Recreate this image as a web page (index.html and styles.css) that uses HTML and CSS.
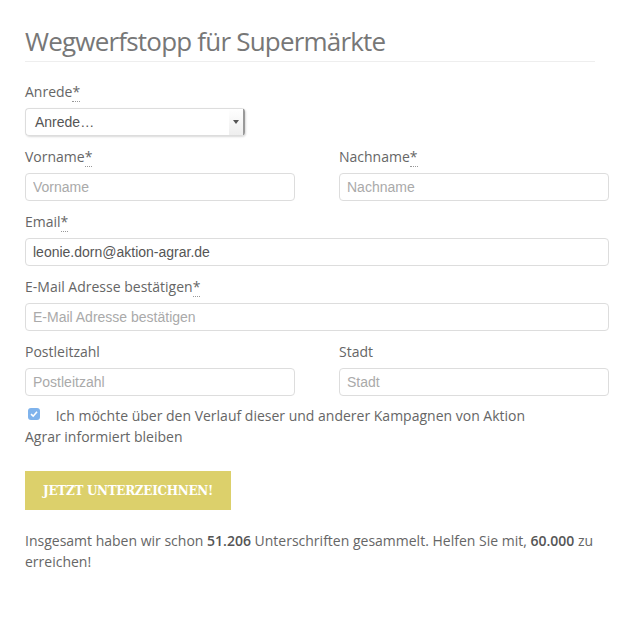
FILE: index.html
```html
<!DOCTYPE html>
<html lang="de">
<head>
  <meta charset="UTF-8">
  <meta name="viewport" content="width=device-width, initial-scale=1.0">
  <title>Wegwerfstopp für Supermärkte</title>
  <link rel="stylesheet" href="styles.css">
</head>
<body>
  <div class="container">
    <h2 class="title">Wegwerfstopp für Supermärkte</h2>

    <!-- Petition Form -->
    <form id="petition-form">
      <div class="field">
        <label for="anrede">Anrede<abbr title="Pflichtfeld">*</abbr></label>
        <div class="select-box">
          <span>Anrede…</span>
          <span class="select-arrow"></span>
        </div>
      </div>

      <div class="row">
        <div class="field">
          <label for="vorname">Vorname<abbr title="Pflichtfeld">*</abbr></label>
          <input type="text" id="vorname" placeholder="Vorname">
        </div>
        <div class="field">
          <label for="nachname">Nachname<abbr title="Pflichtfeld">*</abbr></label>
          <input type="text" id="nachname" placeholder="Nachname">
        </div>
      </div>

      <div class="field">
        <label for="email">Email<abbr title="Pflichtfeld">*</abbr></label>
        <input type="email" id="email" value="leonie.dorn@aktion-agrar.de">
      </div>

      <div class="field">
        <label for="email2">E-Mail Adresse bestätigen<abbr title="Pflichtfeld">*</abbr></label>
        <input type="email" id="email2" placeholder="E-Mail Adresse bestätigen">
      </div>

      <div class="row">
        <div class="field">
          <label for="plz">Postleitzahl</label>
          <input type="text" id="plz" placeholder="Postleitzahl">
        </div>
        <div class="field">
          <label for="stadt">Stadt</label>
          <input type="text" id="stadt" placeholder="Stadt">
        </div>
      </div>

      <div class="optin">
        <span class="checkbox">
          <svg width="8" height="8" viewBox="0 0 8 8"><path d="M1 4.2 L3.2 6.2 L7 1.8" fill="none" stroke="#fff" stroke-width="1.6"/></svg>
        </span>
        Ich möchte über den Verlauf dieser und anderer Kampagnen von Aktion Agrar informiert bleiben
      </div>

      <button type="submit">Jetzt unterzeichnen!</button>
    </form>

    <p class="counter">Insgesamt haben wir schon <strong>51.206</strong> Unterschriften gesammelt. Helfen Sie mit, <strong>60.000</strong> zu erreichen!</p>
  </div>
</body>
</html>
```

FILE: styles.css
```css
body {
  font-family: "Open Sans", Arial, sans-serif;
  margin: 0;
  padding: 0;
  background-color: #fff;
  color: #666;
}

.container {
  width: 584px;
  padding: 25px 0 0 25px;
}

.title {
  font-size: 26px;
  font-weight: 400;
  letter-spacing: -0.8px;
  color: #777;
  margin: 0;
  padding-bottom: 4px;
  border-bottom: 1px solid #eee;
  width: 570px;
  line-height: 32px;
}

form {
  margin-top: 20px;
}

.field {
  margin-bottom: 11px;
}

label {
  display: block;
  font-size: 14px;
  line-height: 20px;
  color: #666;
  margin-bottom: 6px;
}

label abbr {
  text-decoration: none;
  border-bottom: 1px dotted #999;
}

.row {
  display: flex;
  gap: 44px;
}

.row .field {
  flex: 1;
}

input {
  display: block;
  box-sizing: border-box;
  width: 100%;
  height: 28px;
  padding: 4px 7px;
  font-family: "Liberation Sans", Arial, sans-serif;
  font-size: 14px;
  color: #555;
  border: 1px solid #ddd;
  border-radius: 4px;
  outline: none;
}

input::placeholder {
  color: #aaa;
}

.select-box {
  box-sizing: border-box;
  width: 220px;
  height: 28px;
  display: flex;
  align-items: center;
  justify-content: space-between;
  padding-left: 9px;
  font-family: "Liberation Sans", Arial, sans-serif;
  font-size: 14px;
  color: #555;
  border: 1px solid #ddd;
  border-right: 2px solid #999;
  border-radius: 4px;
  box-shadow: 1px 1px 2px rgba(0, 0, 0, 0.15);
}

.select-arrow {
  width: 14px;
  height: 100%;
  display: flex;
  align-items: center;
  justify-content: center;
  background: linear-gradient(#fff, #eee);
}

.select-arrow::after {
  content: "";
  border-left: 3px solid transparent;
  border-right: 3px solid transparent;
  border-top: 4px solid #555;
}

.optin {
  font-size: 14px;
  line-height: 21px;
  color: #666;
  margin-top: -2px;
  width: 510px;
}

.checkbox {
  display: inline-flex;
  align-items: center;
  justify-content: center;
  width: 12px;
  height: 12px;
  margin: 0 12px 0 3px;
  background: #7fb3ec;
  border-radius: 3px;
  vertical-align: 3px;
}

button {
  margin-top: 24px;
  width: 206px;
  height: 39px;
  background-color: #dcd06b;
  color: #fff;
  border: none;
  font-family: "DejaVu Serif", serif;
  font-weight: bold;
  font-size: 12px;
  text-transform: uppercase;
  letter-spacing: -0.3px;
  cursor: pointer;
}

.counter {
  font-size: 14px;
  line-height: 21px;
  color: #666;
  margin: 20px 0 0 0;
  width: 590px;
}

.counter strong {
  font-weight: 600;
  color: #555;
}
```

> _Written request_: Exclude the pictures. Write out the remaining data exactly.

> _Problem solution_:
Recreate this image as a web page (index.html and styles.css) that uses HTML and CSS.
FILE: index.html
```html
<!DOCTYPE html>
<html lang="de">
<head>
  <meta charset="UTF-8">
  <meta name="viewport" content="width=device-width, initial-scale=1.0">
  <title>Wegwerfstopp für Supermärkte</title>
  <link rel="stylesheet" href="styles.css">
</head>
<body>
  <div class="container">
    <h2 class="title">Wegwerfstopp für Supermärkte</h2>

    <!-- Petition Form -->
    <form id="petition-form">
      <div class="field">
        <label for="anrede">Anrede<abbr title="Pflichtfeld">*</abbr></label>
        <div class="select-box">
          <span>Anrede…</span>
          <span class="select-arrow"></span>
        </div>
      </div>

      <div class="row">
        <div class="field">
          <label for="vorname">Vorname<abbr title="Pflichtfeld">*</abbr></label>
          <input type="text" id="vorname" placeholder="Vorname">
        </div>
        <div class="field">
          <label for="nachname">Nachname<abbr title="Pflichtfeld">*</abbr></label>
          <input type="text" id="nachname" placeholder="Nachname">
        </div>
      </div>

      <div class="field">
        <label for="email">Email<abbr title="Pflichtfeld">*</abbr></label>
        <input type="email" id="email" value="leonie.dorn@aktion-agrar.de">
      </div>

      <div class="field">
        <label for="email2">E-Mail Adresse bestätigen<abbr title="Pflichtfeld">*</abbr></label>
        <input type="email" id="email2" placeholder="E-Mail Adresse bestätigen">
      </div>

      <div class="row">
        <div class="field">
          <label for="plz">Postleitzahl</label>
          <input type="text" id="plz" placeholder="Postleitzahl">
        </div>
        <div class="field">
          <label for="stadt">Stadt</label>
          <input type="text" id="stadt" placeholder="Stadt">
        </div>
      </div>

      <div class="optin">
        <span class="checkbox">
          <svg width="8" height="8" viewBox="0 0 8 8"><path d="M1 4.2 L3.2 6.2 L7 1.8" fill="none" stroke="#fff" stroke-width="1.6"/></svg>
        </span>
        Ich möchte über den Verlauf dieser und anderer Kampagnen von Aktion Agrar informiert bleiben
      </div>

      <button type="submit">Jetzt unterzeichnen!</button>
    </form>

    <p class="counter">Insgesamt haben wir schon <strong>51.206</strong> Unterschriften gesammelt. Helfen Sie mit, <strong>60.000</strong> zu erreichen!</p>
  </div>
</body>
</html>
```

FILE: styles.css
```css
body {
  font-family: "Open Sans", Arial, sans-serif;
  margin: 0;
  padding: 0;
  background-color: #fff;
  color: #666;
}

.container {
  width: 584px;
  padding: 25px 0 0 25px;
}

.title {
  font-size: 26px;
  font-weight: 400;
  letter-spacing: -0.8px;
  color: #777;
  margin: 0;
  padding-bottom: 4px;
  border-bottom: 1px solid #eee;
  width: 570px;
  line-height: 32px;
}

form {
  margin-top: 20px;
}

.field {
  margin-bottom: 11px;
}

label {
  display: block;
  font-size: 14px;
  line-height: 20px;
  color: #666;
  margin-bottom: 6px;
}

label abbr {
  text-decoration: none;
  border-bottom: 1px dotted #999;
}

.row {
  display: flex;
  gap: 44px;
}

.row .field {
  flex: 1;
}

input {
  display: block;
  box-sizing: border-box;
  width: 100%;
  height: 28px;
  padding: 4px 7px;
  font-family: "Liberation Sans", Arial, sans-serif;
  font-size: 14px;
  color: #555;
  border: 1px solid #ddd;
  border-radius: 4px;
  outline: none;
}

input::placeholder {
  color: #aaa;
}

.select-box {
  box-sizing: border-box;
  width: 220px;
  height: 28px;
  display: flex;
  align-items: center;
  justify-content: space-between;
  padding-left: 9px;
  font-family: "Liberation Sans", Arial, sans-serif;
  font-size: 14px;
  color: #555;
  border: 1px solid #ddd;
  border-right: 2px solid #999;
  border-radius: 4px;
  box-shadow: 1px 1px 2px rgba(0, 0, 0, 0.15);
}

.select-arrow {
  width: 14px;
  height: 100%;
  display: flex;
  align-items: center;
  justify-content: center;
  background: linear-gradient(#fff, #eee);
}

.select-arrow::after {
  content: "";
  border-left: 3px solid transparent;
  border-right: 3px solid transparent;
  border-top: 4px solid #555;
}

.optin {
  font-size: 14px;
  line-height: 21px;
  color: #666;
  margin-top: -2px;
  width: 510px;
}

.checkbox {
  display: inline-flex;
  align-items: center;
  justify-content: center;
  width: 12px;
  height: 12px;
  margin: 0 12px 0 3px;
  background: #7fb3ec;
  border-radius: 3px;
  vertical-align: 3px;
}

button {
  margin-top: 24px;
  width: 206px;
  height: 39px;
  background-color: #dcd06b;
  color: #fff;
  border: none;
  font-family: "DejaVu Serif", serif;
  font-weight: bold;
  font-size: 12px;
  text-transform: uppercase;
  letter-spacing: -0.3px;
  cursor: pointer;
}

.counter {
  font-size: 14px;
  line-height: 21px;
  color: #666;
  margin: 20px 0 0 0;
  width: 590px;
}

.counter strong {
  font-weight: 600;
  color: #555;
}
```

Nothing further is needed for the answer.